## start Dataset extract
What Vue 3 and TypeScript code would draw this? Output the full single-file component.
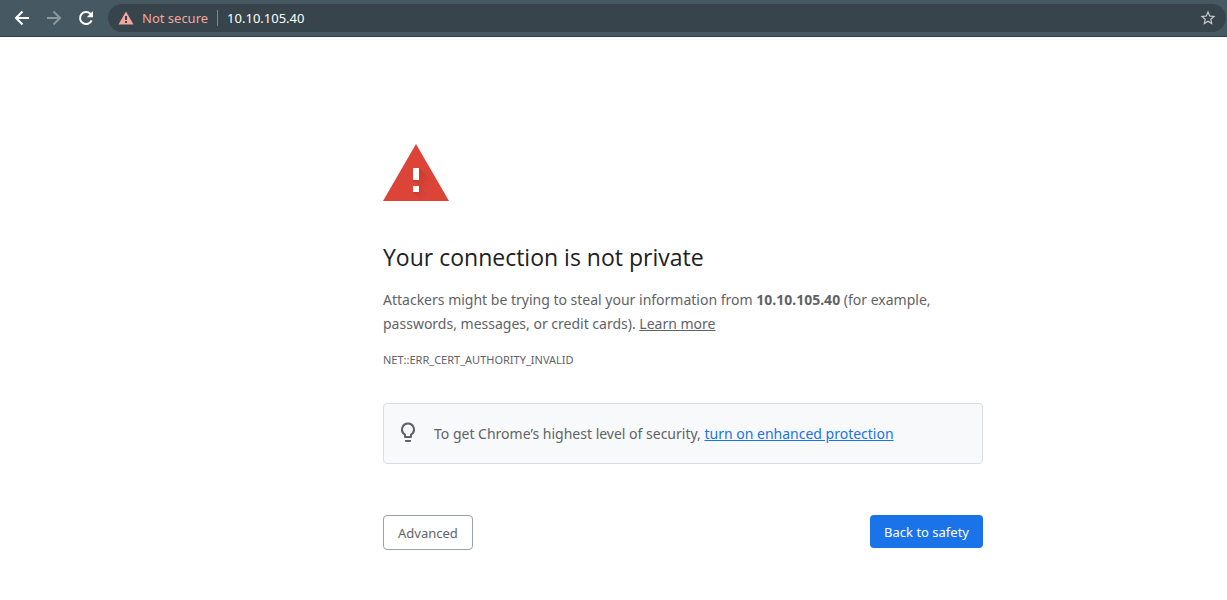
<script setup lang="ts">
import { ref } from 'vue'

const host = '10.10.105.40'
const address = ref(host)
</script>

<template>
  <div class="browser">
    <header class="toolbar">
      <nav class="nav" aria-label="Navigation">
        <button type="button" class="tool" aria-label="Back">
          <svg viewBox="0 0 20 20" width="20" height="20"><path d="M17 10H4.5M10.5 3.5 4 10l6.500 6.500" /></svg>
        </button>
        <button type="button" class="tool dim" aria-label="Forward" disabled>
          <svg viewBox="0 0 20 20" width="20" height="20"><path d="M3 10h12.500M9.500 3.500 16 10l-6.500 6.500" /></svg>
        </button>
        <button type="button" class="tool" aria-label="Reload">
          <svg viewBox="0 0 20 20" width="20" height="20">
            <path d="M15.600 12.300A6 6 0 1 1 14.300 5.800L16 7.500" />
            <path class="solid" d="M17 3v6.200h-6.200z" />
          </svg>
        </button>
      </nav>
      <div class="omnibox">
        <button type="button" class="security">
          <svg viewBox="0 0 16 14" width="16" height="14" aria-hidden="true">
            <path fill="#f6a59c" d="M8 .5 15.500 13.500H.5z" />
            <path fill="#37444b" d="M7 5h2v4H7zM7 10h2v2H7z" />
          </svg>
          <span>Not secure</span>
        </button>
        <input v-model="address" class="address" type="text" aria-label="Address" spellcheck="false" />
        <button type="button" class="star" aria-label="Bookmark this page">
          <svg viewBox="0 0 24 24" width="18" height="18"><path fill="#c6cacc" d="m22 9.240-7.190-.62L12 2 9.190 8.630 2 9.240l5.460 4.730L5.820 21 12 17.270 18.180 21l-1.630-7.030L22 9.240zM12 15.400l-3.760 2.270 1-4.280-3.320-2.880 4.380-.38L12 6.100l1.710 4.040 4.380.38-3.320 2.880 1 4.280L12 15.400z" /></svg>
        </button>
      </div>
    </header>

    <main class="page">
      <section class="warning">
        <svg class="alert" viewBox="0 0 66 57" width="66" height="57" aria-hidden="true">
          <defs>
            <linearGradient id="shade" x1="32" y1="26" x2="47" y2="41" gradientUnits="userSpaceOnUse">
              <stop offset="0" stop-color="#c43b2f" />
              <stop offset="1" stop-color="#db4437" />
            </linearGradient>
            <linearGradient id="shade-dot" x1="32" y1="43" x2="42" y2="53" gradientUnits="userSpaceOnUse">
              <stop offset="0" stop-color="#c43b2f" />
              <stop offset="1" stop-color="#db4437" />
            </linearGradient>
          </defs>
          <path fill="#db4437" d="M33 0 66 57H0z" />
          <path fill="url(#shade)" d="M36 24 50.500 38 61 57H51L30 36z" />
          <path fill="url(#shade-dot)" d="M36 42 51 57H39l-9-9z" />
          <path fill="#fff" d="M30 24h6v12h-6zM30 42h6v6h-6z" />
        </svg>
        <h1>Your connection is not private</h1>
        <p class="detail">
          Attackers might be trying to steal your information from <strong>{{ host }}</strong> (for example,
          passwords, messages, or credit cards). <a href="#learn">Learn more</a>
        </p>
        <p class="code">NET::ERR_CERT_AUTHORITY_INVALID</p>
        <div class="tip">
          <svg viewBox="0 0 24 24" width="24" height="24" aria-hidden="true">
            <path fill="#5f6368" d="M12 2.500a7 7 0 0 0-4 12.740V17a1 1 0 0 0 1 1h6a1 1 0 0 0 1-1v-1.760A7 7 0 0 0 12 2.500zm2.850 11.100-.85.600V16h-4v-1.800l-.85-.6a5 5 0 1 1 5.700 0zM9 20h6v1a1 1 0 0 1-1 1h-4a1 1 0 0 1-1-1z" />
          </svg>
          <p>To get Chrome’s highest level of security, <a href="#protection">turn on enhanced protection</a></p>
        </div>
        <div class="actions">
          <button type="button" class="advanced">Advanced</button>
          <button type="button" class="safety">Back to safety</button>
        </div>
      </section>
    </main>
  </div>
</template>

<style>
body {
  margin: 0;
  background: #fff;
}
</style>

<style scoped>
.browser {
  font-family: "Segoe UI", "Noto Sans", "Open Sans", sans-serif;
  color: #5f6368;
}
button,
input {
  font: inherit;
  margin: 0;
  padding: 0;
  border: 0;
  background: none;
}
button {
  cursor: pointer;
}
svg {
  display: block;
  flex: none;
}
.toolbar {
  display: flex;
  align-items: center;
  gap: 12px;
  box-sizing: border-box;
  height: 37px;
  padding: 0 1px 1px 12px;
  background: #465962;
  border-bottom: 1px solid #303e45;
}
.nav {
  display: flex;
  gap: 12px;
}
.tool path {
  fill: none;
  stroke: #fff;
  stroke-width: 2;
}
.tool .solid {
  fill: #fff;
  stroke: none;
}
.dim path {
  stroke: #8c989d;
}
.omnibox {
  display: flex;
  flex: 1;
  align-items: center;
  min-width: 0;
  height: 28px;
  padding: 0 9px 0 10px;
  box-sizing: border-box;
  border-radius: 14px;
  background: #37444b;
  font-size: 13px;
}
.security {
  display: flex;
  align-items: center;
  gap: 8px;
  height: 16px;
  padding-right: 9px;
  border-right: 1px solid #7d888d;
  color: #f6a59c;
  white-space: nowrap;
}
.address {
  flex: 1;
  min-width: 0;
  padding-left: 9px;
  color: #fff;
  outline: none;
}
.page {
  display: grid;
  grid-template-columns: 383fr minmax(0, 600px) 244fr;
  padding: 107px 0 50px;
}
.warning {
  grid-column: 2;
}
h1 {
  margin: 40px 0 15px;
  color: #202124;
  font-family: "Segoe UI", "Open Sans", "Noto Sans", sans-serif;
  font-size: 23px;
  font-weight: 400;
  line-height: 32px;
}
p {
  margin: 0;
  font-size: 14px;
  line-height: 24px;
}
.detail a {
  color: inherit;
}
.code {
  margin-top: 12px;
  font-size: 11px;
}
.tip {
  display: flex;
  align-items: flex-start;
  gap: 14px;
  margin-top: 31px;
  padding: 16px 12px 17px;
  border: 1px solid #dadce0;
  border-radius: 4px;
  background: #f8f9fa;
}
.tip p {
  padding-top: 2px;
}
.tip a {
  color: #1a73e8;
}
.actions {
  display: flex;
  align-items: flex-start;
  justify-content: space-between;
  margin-top: 51px;
}
.actions button {
  padding: 9px 14px 7px;
  border-radius: 4px;
  font-size: 13px;
  line-height: 17px;
}
.actions .advanced {
  border: 1px solid #9aa0a6;
  color: #5f6368;
}
.actions .safety {
  background: #1a73e8;
  color: #fff;
}
</style>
## end Dataset extract
**What needs to be done:** Output a faithful copy of the data, with each picture left out.

**Exercise result:**
What Vue 3 and TypeScript code would draw this? Output the full single-file component.
<script setup lang="ts">
import { ref } from 'vue'

const host = '10.10.105.40'
const address = ref(host)
</script>

<template>
  <div class="browser">
    <header class="toolbar">
      <nav class="nav" aria-label="Navigation">
        <button type="button" class="tool" aria-label="Back">
          <svg viewBox="0 0 20 20" width="20" height="20"><path d="M17 10H4.5M10.5 3.5 4 10l6.500 6.500" /></svg>
        </button>
        <button type="button" class="tool dim" aria-label="Forward" disabled>
          <svg viewBox="0 0 20 20" width="20" height="20"><path d="M3 10h12.500M9.500 3.500 16 10l-6.500 6.500" /></svg>
        </button>
        <button type="button" class="tool" aria-label="Reload">
          <svg viewBox="0 0 20 20" width="20" height="20">
            <path d="M15.600 12.300A6 6 0 1 1 14.300 5.800L16 7.500" />
            <path class="solid" d="M17 3v6.200h-6.200z" />
          </svg>
        </button>
      </nav>
      <div class="omnibox">
        <button type="button" class="security">
          <svg viewBox="0 0 16 14" width="16" height="14" aria-hidden="true">
            <path fill="#f6a59c" d="M8 .5 15.500 13.500H.5z" />
            <path fill="#37444b" d="M7 5h2v4H7zM7 10h2v2H7z" />
          </svg>
          <span>Not secure</span>
        </button>
        <input v-model="address" class="address" type="text" aria-label="Address" spellcheck="false" />
        <button type="button" class="star" aria-label="Bookmark this page">
          <svg viewBox="0 0 24 24" width="18" height="18"><path fill="#c6cacc" d="m22 9.240-7.190-.62L12 2 9.190 8.630 2 9.240l5.460 4.730L5.820 21 12 17.270 18.180 21l-1.630-7.030L22 9.240zM12 15.400l-3.760 2.270 1-4.280-3.320-2.880 4.380-.38L12 6.100l1.710 4.040 4.380.38-3.320 2.880 1 4.280L12 15.400z" /></svg>
        </button>
      </div>
    </header>

    <main class="page">
      <section class="warning">
        <svg class="alert" viewBox="0 0 66 57" width="66" height="57" aria-hidden="true">
          <defs>
            <linearGradient id="shade" x1="32" y1="26" x2="47" y2="41" gradientUnits="userSpaceOnUse">
              <stop offset="0" stop-color="#c43b2f" />
              <stop offset="1" stop-color="#db4437" />
            </linearGradient>
            <linearGradient id="shade-dot" x1="32" y1="43" x2="42" y2="53" gradientUnits="userSpaceOnUse">
              <stop offset="0" stop-color="#c43b2f" />
              <stop offset="1" stop-color="#db4437" />
            </linearGradient>
          </defs>
          <path fill="#db4437" d="M33 0 66 57H0z" />
          <path fill="url(#shade)" d="M36 24 50.500 38 61 57H51L30 36z" />
          <path fill="url(#shade-dot)" d="M36 42 51 57H39l-9-9z" />
          <path fill="#fff" d="M30 24h6v12h-6zM30 42h6v6h-6z" />
        </svg>
        <h1>Your connection is not private</h1>
        <p class="detail">
          Attackers might be trying to steal your information from <strong>{{ host }}</strong> (for example,
          passwords, messages, or credit cards). <a href="#learn">Learn more</a>
        </p>
        <p class="code">NET::ERR_CERT_AUTHORITY_INVALID</p>
        <div class="tip">
          <svg viewBox="0 0 24 24" width="24" height="24" aria-hidden="true">
            <path fill="#5f6368" d="M12 2.500a7 7 0 0 0-4 12.740V17a1 1 0 0 0 1 1h6a1 1 0 0 0 1-1v-1.760A7 7 0 0 0 12 2.500zm2.850 11.100-.85.600V16h-4v-1.800l-.85-.6a5 5 0 1 1 5.700 0zM9 20h6v1a1 1 0 0 1-1 1h-4a1 1 0 0 1-1-1z" />
          </svg>
          <p>To get Chrome’s highest level of security, <a href="#protection">turn on enhanced protection</a></p>
        </div>
        <div class="actions">
          <button type="button" class="advanced">Advanced</button>
          <button type="button" class="safety">Back to safety</button>
        </div>
      </section>
    </main>
  </div>
</template>

<style>
body {
  margin: 0;
  background: #fff;
}
</style>

<style scoped>
.browser {
  font-family: "Segoe UI", "Noto Sans", "Open Sans", sans-serif;
  color: #5f6368;
}
button,
input {
  font: inherit;
  margin: 0;
  padding: 0;
  border: 0;
  background: none;
}
button {
  cursor: pointer;
}
svg {
  display: block;
  flex: none;
}
.toolbar {
  display: flex;
  align-items: center;
  gap: 12px;
  box-sizing: border-box;
  height: 37px;
  padding: 0 1px 1px 12px;
  background: #465962;
  border-bottom: 1px solid #303e45;
}
.nav {
  display: flex;
  gap: 12px;
}
.tool path {
  fill: none;
  stroke: #fff;
  stroke-width: 2;
}
.tool .solid {
  fill: #fff;
  stroke: none;
}
.dim path {
  stroke: #8c989d;
}
.omnibox {
  display: flex;
  flex: 1;
  align-items: center;
  min-width: 0;
  height: 28px;
  padding: 0 9px 0 10px;
  box-sizing: border-box;
  border-radius: 14px;
  background: #37444b;
  font-size: 13px;
}
.security {
  display: flex;
  align-items: center;
  gap: 8px;
  height: 16px;
  padding-right: 9px;
  border-right: 1px solid #7d888d;
  color: #f6a59c;
  white-space: nowrap;
}
.address {
  flex: 1;
  min-width: 0;
  padding-left: 9px;
  color: #fff;
  outline: none;
}
.page {
  display: grid;
  grid-template-columns: 383fr minmax(0, 600px) 244fr;
  padding: 107px 0 50px;
}
.warning {
  grid-column: 2;
}
h1 {
  margin: 40px 0 15px;
  color: #202124;
  font-family: "Segoe UI", "Open Sans", "Noto Sans", sans-serif;
  font-size: 23px;
  font-weight: 400;
  line-height: 32px;
}
p {
  margin: 0;
  font-size: 14px;
  line-height: 24px;
}
.detail a {
  color: inherit;
}
.code {
  margin-top: 12px;
  font-size: 11px;
}
.tip {
  display: flex;
  align-items: flex-start;
  gap: 14px;
  margin-top: 31px;
  padding: 16px 12px 17px;
  border: 1px solid #dadce0;
  border-radius: 4px;
  background: #f8f9fa;
}
.tip p {
  padding-top: 2px;
}
.tip a {
  color: #1a73e8;
}
.actions {
  display: flex;
  align-items: flex-start;
  justify-content: space-between;
  margin-top: 51px;
}
.actions button {
  padding: 9px 14px 7px;
  border-radius: 4px;
  font-size: 13px;
  line-height: 17px;
}
.actions .advanced {
  border: 1px solid #9aa0a6;
  color: #5f6368;
}
.actions .safety {
  background: #1a73e8;
  color: #fff;
}
</style>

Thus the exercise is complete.